Quotes about Suffering
In winter when the snow and ice were fierce, we shook beneath our different roofs alone, and that's what Hell is like, I think. It's cold and shame and shaking. And worst of all, it's loneliness.
— Frederick Buechner
Christ never promises peace in the sense of no more struggle and suffering. Instead, he helps us to struggle and suffer as he did, in love for one another.
— Frederick Buechner
We have men sold to build churches, women sold to support the gospel, and babes sold to purchase Bibles for the poor heathen, all for the glory of God and the good of souls. The slave auctioneer's bell and the church-going bell chime in with each other, and the bitter cries of the heart-broken slave are drowned in the religious shouts of his pious master. Revivals of religion and revivals in the slave trade go hand in hand.
— Frederick Douglass
I say , this picture sometimes appalled us, and made us rather bear those ills we had.

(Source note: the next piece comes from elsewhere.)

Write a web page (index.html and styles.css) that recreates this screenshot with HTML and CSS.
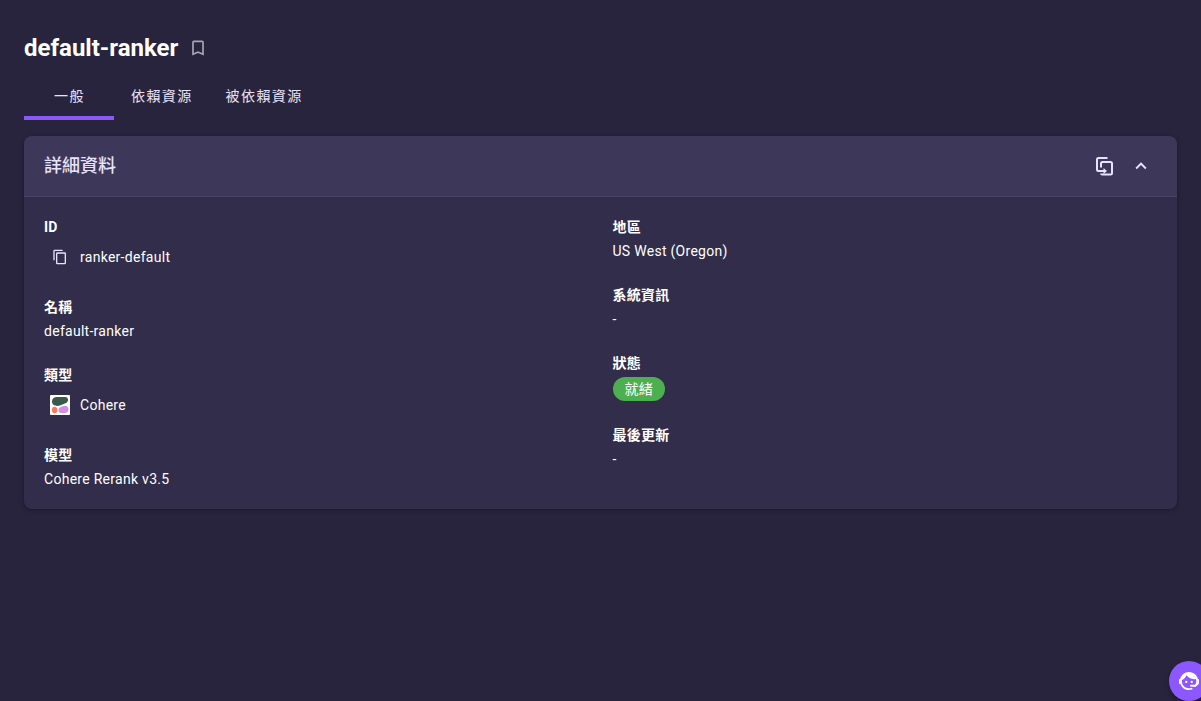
FILE: index.html
```html
<!DOCTYPE html>
<html lang="zh-Hant">
<head>
    <meta charset="UTF-8">
    <meta name="viewport" content="width=device-width, initial-scale=1.0">
    <title>default-ranker</title>
    <link rel="stylesheet" href="styles.css">
</head>
<body>
    <main class="page">
        <header class="page-header">
            <h1>default-ranker</h1>
            <button class="icon-btn bookmark-btn" type="button" aria-label="書籤">
                <svg width="20" height="20" viewBox="0 0 24 24"><path d="M17 18l-5-2.18L7 18V5h10m0-2H7a2 2 0 0 0-2 2v16l7-3 7 3V5a2 2 0 0 0-2-2z"/></svg>
            </button>
        </header>

        <nav class="tabs" role="tablist">
            <button class="tab active" type="button" role="tab" aria-selected="true">一般</button>
            <button class="tab" type="button" role="tab" aria-selected="false">依賴資源</button>
            <button class="tab" type="button" role="tab" aria-selected="false">被依賴資源</button>
        </nav>

        <section class="card">
            <div class="card-header">
                <h2>詳細資料</h2>
                <div class="card-actions">
                    <button class="icon-btn" type="button" aria-label="複製詳細資料">
                        <svg width="20" height="20" viewBox="0 -1 20 20" class="line-icon">
                            <path d="M12.500 1H3.500Q2 1 2 2.500V12.500Q2 14 3.500 14H10"/>
                            <path d="M8.500 11L12 14L8.500 17" class="arrow"/>
                            <path d="M6 10.500V6.500Q6 5 7.500 5H15.500Q17 5 17 6.500V16Q17 17.500 15.500 17.500H7.500Q6 17.500 6 16.500"/>
                        </svg>
                    </button>
                    <button class="icon-btn" type="button" aria-label="收合" aria-expanded="true">
                        <svg width="22" height="22" viewBox="0 0 24 24"><path d="M7.41 15.41L12 10.830l4.590 4.580L18 14l-6-6-6 6z"/></svg>
                    </button>
                </div>
            </div>

            <div class="card-body">
                <dl class="details">
                    <div class="field">
                        <dt>ID</dt>
                        <dd class="with-icon">
                            <button class="icon-btn copy-btn" type="button" aria-label="複製 ID">
                                <svg width="16" height="16" viewBox="0 0 24 24"><path d="M19 21H8V7h11m0-2H8a2 2 0 0 0-2 2v14a2 2 0 0 0 2 2h11a2 2 0 0 0 2-2V7a2 2 0 0 0-2-2m-3-4H4a2 2 0 0 0-2 2v14h2V3h12z"/></svg>
                            </button>
                            <span>ranker-default</span>
                        </dd>
                    </div>
                    <div class="field">
                        <dt>名稱</dt>
                        <dd>default-ranker</dd>
                    </div>
                    <div class="field">
                        <dt>類型</dt>
                        <dd class="with-icon">
                            <span class="provider-logo">
                                <svg width="20" height="20" viewBox="0 0 20 20">
                                    <rect width="20" height="20" rx="1" fill="#fff"/>
                                    <path d="M7 2H15C19 2 19 7 15.500 8.300L10 10.500C7 11.400 2 11 2 6.500C2 3.500 4 2 7 2Z" fill="#39594d"/>
                                    <path d="M2 14.500C2 10.800 7.300 10.800 7.300 14.500V15.500C7.300 19 2 19 2 15.500Z" fill="#ff7759"/>
                                    <path d="M8.500 15C8.500 13 10 12 12 11.400L14 10.900C16.500 10.300 18.500 12 18.500 14.200C18.500 16.500 17 18 14.500 18H11.500C9.500 18 8.500 16.800 8.500 15Z" fill="#d18ee2"/>
                                </svg>
                            </span>
                            <span>Cohere</span>
                        </dd>
                    </div>
                    <div class="field">
                        <dt>模型</dt>
                        <dd>Cohere Rerank v3.5</dd>
                    </div>
                </dl>

                <dl class="details">
                    <div class="field">
                        <dt>地區</dt>
                        <dd>US West (Oregon)</dd>
                    </div>
                    <div class="field">
                        <dt>系統資訊</dt>
                        <dd>-</dd>
                    </div>
                    <div class="field">
                        <dt>狀態</dt>
                        <dd class="status"><span class="chip">就緒</span></dd>
                    </div>
                    <div class="field">
                        <dt>最後更新</dt>
                        <dd>-</dd>
                    </div>
                </dl>
            </div>
        </section>
    </main>

    <button class="assistant-btn" type="button" aria-label="助理">
        <svg width="24" height="24" viewBox="0 0 24 24"><path d="M18.720 14.760C19.070 13.910 19.260 13 19.260 12C19.260 11.280 19.150 10.590 18.960 9.950C18.310 10.100 17.630 10.180 16.920 10.180C13.860 10.180 11.150 8.670 9.500 6.340C8.610 8.500 6.910 10.260 4.770 11.220C4.730 11.470 4.730 11.740 4.730 12A7.270 7.270 0 0 0 12 19.270C13.050 19.270 14.060 19.040 14.970 18.630C15.540 19.720 15.800 20.260 15.780 20.260C14.140 20.810 12.870 21.080 12 21.080C9.580 21.080 7.270 20.130 5.570 18.420C4.530 17.380 3.760 16.110 3.330 14.730H2V10.180H3.090C3.930 6.040 7.600 2.920 12 2.920C14.400 2.920 16.710 3.870 18.420 5.570C19.690 6.840 20.540 8.450 20.890 10.180H22V14.670H22V14.730L18.380 18L13.080 17.400V15.730H17.910L18.720 14.760M9.270 11.770C9.570 11.770 9.860 11.890 10.070 12.110C10.280 12.320 10.400 12.610 10.400 12.910C10.400 13.210 10.280 13.500 10.070 13.710C9.860 13.920 9.570 14.040 9.270 14.040C8.640 14.040 8.130 13.540 8.130 12.910C8.130 12.280 8.640 11.770 9.270 11.770M14.720 11.770C15.350 11.770 15.850 12.280 15.850 12.910C15.850 13.540 15.350 14.040 14.720 14.040C14.090 14.040 13.580 13.540 13.580 12.910A1.140 1.140 0 0 1 14.720 11.770Z"/></svg>
    </button>
</body>
</html>
```
FILE: styles.css
```css
* {
    box-sizing: border-box;
}
body {
    margin: 0;
    min-height: 100vh;
    background-color: #28243d;
    color: #fff;
    font-family: Roboto, "Noto Sans CJK TC", sans-serif;
    font-size: 14px;
    line-height: 24px;
    letter-spacing: 0.02em;
}
button {
    padding: 0;
    border: 0;
    background: none;
    color: inherit;
    font: inherit;
    cursor: pointer;
}
svg {
    display: block;
    fill: currentColor;
}
h1, h2, dl, dd {
    margin: 0;
}
.page {
    padding: 24px;
}

/* Title and tabs */
.page-header {
    display: flex;
    align-items: center;
    gap: 2px;
    height: 48px;
}
h1 {
    font-size: 24px;
    font-weight: 700;
    line-height: 32px;
    letter-spacing: normal;
}
.icon-btn {
    display: flex;
    align-items: center;
    justify-content: center;
    width: 36px;
    height: 36px;
    color: #e7e3fc;
}
.bookmark-btn {
    color: #a9a6b8;
}
.tabs {
    display: flex;
    height: 48px;
    margin-bottom: 16px;
}
.tab {
    min-width: 90px;
    padding: 0 16px 0 17px;
    border-top: 4px solid transparent;
    border-bottom: 4px solid transparent;
    color: #e7e3fc;
    font-weight: 400;
    letter-spacing: 0.1em;
}
.tab.active {
    border-bottom-color: #8c57ff;
}

/* Details card */
.card {
    border-radius: 8px;
    background-color: #322d4a;
    box-shadow: 0 1px 4px rgba(0, 0, 0, 0.35);
    overflow: hidden;
}
.card-header {
    display: flex;
    align-items: center;
    justify-content: space-between;
    height: 61px;
    padding: 0 18px 0 20px;
    border-bottom: 1px solid #4b4564;
    background-color: #3d3759;
}
h2 {
    color: #e7e3fc;
    font-size: 18px;
    font-weight: 500;
    letter-spacing: normal;
}
.card-actions {
    display: flex;
}
.line-icon {
    fill: none;
    stroke: currentColor;
    stroke-width: 2;
}
.line-icon .arrow {
    fill: currentColor;
    stroke: none;
}
.card-body {
    display: grid;
    grid-template-columns: 1fr 1fr;
    gap: 24px;
    padding: 18px 20px;
}
.details {
    display: flex;
    flex-direction: column;
    gap: 20px;
}
dt {
    font-weight: 700;
}
.with-icon {
    display: flex;
    align-items: center;
    height: 36px;
}
.copy-btn, .provider-logo {
    width: 36px;
    flex: none;
}
.copy-btn {
    padding-right: 4px;
}
.provider-logo {
    padding-left: 6px;
}
.status {
    padding: 2px 0;
}
.chip {
    display: block;
    width: fit-content;
    padding: 0 12px;
    border-radius: 12px;
    background-color: #4caf50;
}

/* Assistant button, partly past the window edge */
.assistant-btn {
    position: fixed;
    right: -8px;
    bottom: 0;
    display: flex;
    align-items: center;
    justify-content: center;
    width: 40px;
    height: 40px;
    border-radius: 50%;
    background-color: #8c57ff;
    color: #fff;
    box-shadow: 0 3px 6px rgba(0, 0, 0, 0.3);
}
```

Than fly to others, that we knew not of.
— Frederick Douglass
When I think that these precious souls are to-day shut up in the prison-house of slavery, my feelings overcome me, and I am almost ready to ask, Does a righteous God govern the universe? and for what does he hold the thunders in his right hand, if not to smite the oppressor, and deliver the spoiled out of the hand of the spoiler?
— Frederick Douglass
You are loosed from your moorings, and are free; I am fast in my chains, and am a slave! You move merrily before the gentle gale, and I sadly before the bloody whip! You are freedom's swift-winged angels, that fly round the world; I am confined in bands of iron! O that I were free!
— Frederick Douglass
The practice of separating children from their mother, and hiring the latter out at distances too great to admit of their meeting, except at long intervals, is a marked feature of the cruelty and barbarity of the slave system. But it is in harmony with the grand aim of slavery, which, always and everywhere, is to reduce man to a level with the brute. It is a successful method of obliterating from the mind and heart of the slave, all just ideas of the sacredness of the family, as an institution.
— Frederick Douglass
She stands — she sits — she staggers — she falls — she groans — she dies — and there are none of her children or grandchildren present, to wipe from her wrinkled brow the cold sweat of death, or to place beneath the sod her fallen remains.
— Frederick Douglass
Broken things are precious. We eat broken bread because we share in the depth of our Lord and His broken life. Broken flowers give perfume. Broken incense is used in adoration. A broken ship saved Paul and many other passengers on their way to Rome. Sometimes the only way the good Lord can get into some hearts is to break them.
— Bishop Fulton J. Sheen
Love is a vicarious principle. A mother suffers for and with her sick child, as a patriot suffers for his country. No wonder that the Son of Man visited this dark, sinful, wretched earth by becoming Man - Christ's unity with the sinful was due to His love! Love burdens itself with the wants and woes and losses and even the wrongs of others.
— Bishop Fulton J. Sheen
Learning comes from books; penetration of a mystery from suffering.
— Bishop Fulton J. Sheen
Hunger is not just an economic problem. It is a moral and spiritual problem.